7th INAS Conference – June 6 and 7, 2014 in Mannheim
Organizers: Henning Hillmann, University of Mannheim, Clemens Kroneberg, University of Cologne
Keynote speaker: Robert J. Sampson, Harvard University
Now in its seventh year, the Annual Meeting of the International Network of Analytical Sociologists (INAS) will convene at the historic Baroque palace that is home to the University of Mannheim in Germany. Mannheim is located at the confluence of the rivers Rhine and Neckar, with romantic Heidelberg and the renowned wine cultivating region of the Palatinate as its closest neighbors. Continuing the successful history of previous INAS conferences in Oxford, Turin, Barcelona, Paris, New York, and Stockholm, we are looking forward to a stimulating exchange of novel ideas and applications.
We are delighted to announce that Robert J. Sampson (Harvard) will give the keynote address of the conference.

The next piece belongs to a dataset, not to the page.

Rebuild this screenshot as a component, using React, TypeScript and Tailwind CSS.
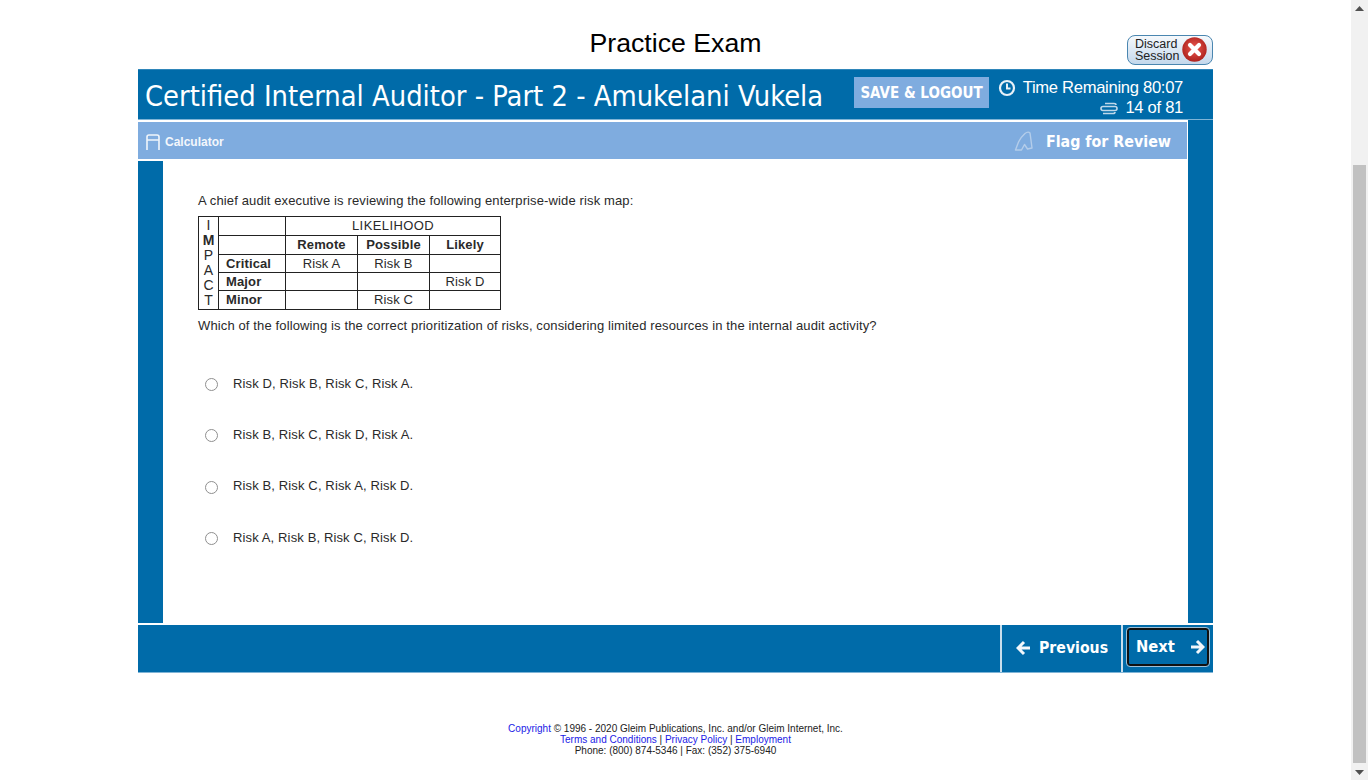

Analytical sociology is an approach for understanding the social world. It is concerned with explaining societal phenomena such as social network structures, patterns of segregation, collectively shared and diffused cultural and/or political ideas or common ways of (inter-)acting in a society. It explains such phenomena not merely by relating them to other societal phenomena, but by detailing in clear and precise ways the mechanisms through which the phenomena were brought about. Parts of analytical sociology focus on action and interaction as the cogs and wheels of social processes, while others consider the dynamic social processes that these actions and interactions bring about.
Following the established format of the INAS conference, we invite abstracts for paper presentations using any qualitative or quantitative method that allows for the study of social mechanisms and the complex social dynamics they give rise to. We likewise welcome purely theoretical papers dealing with central aspects of the explanatory approach of analytical sociology.